I don’t publish good articles. I don’t share good photographs. I don’t release good podcasts or good radio programs.
At least, I don’t call them good. If others want to comment on their quality, that’s up to them.
Instead, I post commentaries and images and programs I am happy with. I share the items I feel comfortable releasing. Sometimes, within a much larger library of potential selections, they are my favorites.
The longer I publish, the less confident I feel evaluating the quality of my own work. Is it good? I don’t know for sure, but I know I’m happy with most of it.
I’m not trying to insulate myself from criticism with this choice of words. I’m trying to be more accurate.
I started speaking this way about my photography, in particular, when I began posting a “best of” gallery every year in December. Well, the word “best” was in my working title, but I didn’t know if they were the best, so I changed it to favorite.
My analysis of my own creativity has changed over the years too. I feel differently about radio programs I was happy airing five years ago. I’ve learned a lot in those years. I say things in a different way now. I would choose to make other points if I was doing the same show today.
My writing has also changed. I don’t know if it’s better now, I just know I have a different style. I’m still happy with some of the older stuff, but I’m even happier with the new stuff.
This is why I’m uncomfortable with common practices on platforms like LinkedIn, where people regularly categorize and classify their own work. Many make claims about its quality or its ranking within their industries. This is something I try to avoid, only knowing (for sure) I’m satisfied with it at the time of its release.
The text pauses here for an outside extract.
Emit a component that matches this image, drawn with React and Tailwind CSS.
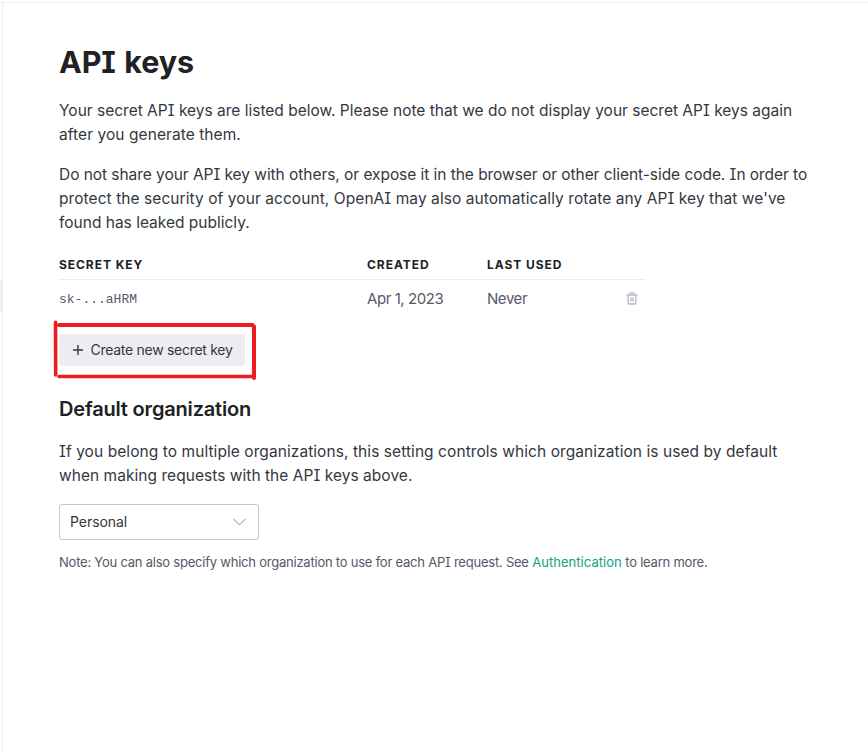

There are things I do know for sure. I put in the work. I spent hours in the jungle, in the rain, in the mud, in the heat, trying new compositions. I hiked to remote places. My cameras and lenses got wet and sandy, and I even wore out a pair of hiking boots.
I know I was consistent. I wrote hundreds of words a day, thousands of words a week, which I edited, reedited, read, reread, trimmed, and even deleted completely.
And I know I was learning. I made mistakes recording, mistakes in my presentation, volumes and final mixes haven’t always been right. But I looked for advice on how to fix it – and I took that advice.
I don’t know how I will feel about this commentary a few years from now. Will I learn a better way of describing this? Maybe. At the moment, I think what I’ve written might help someone consider how they should feel about their own creativity. So…I’m happy with it.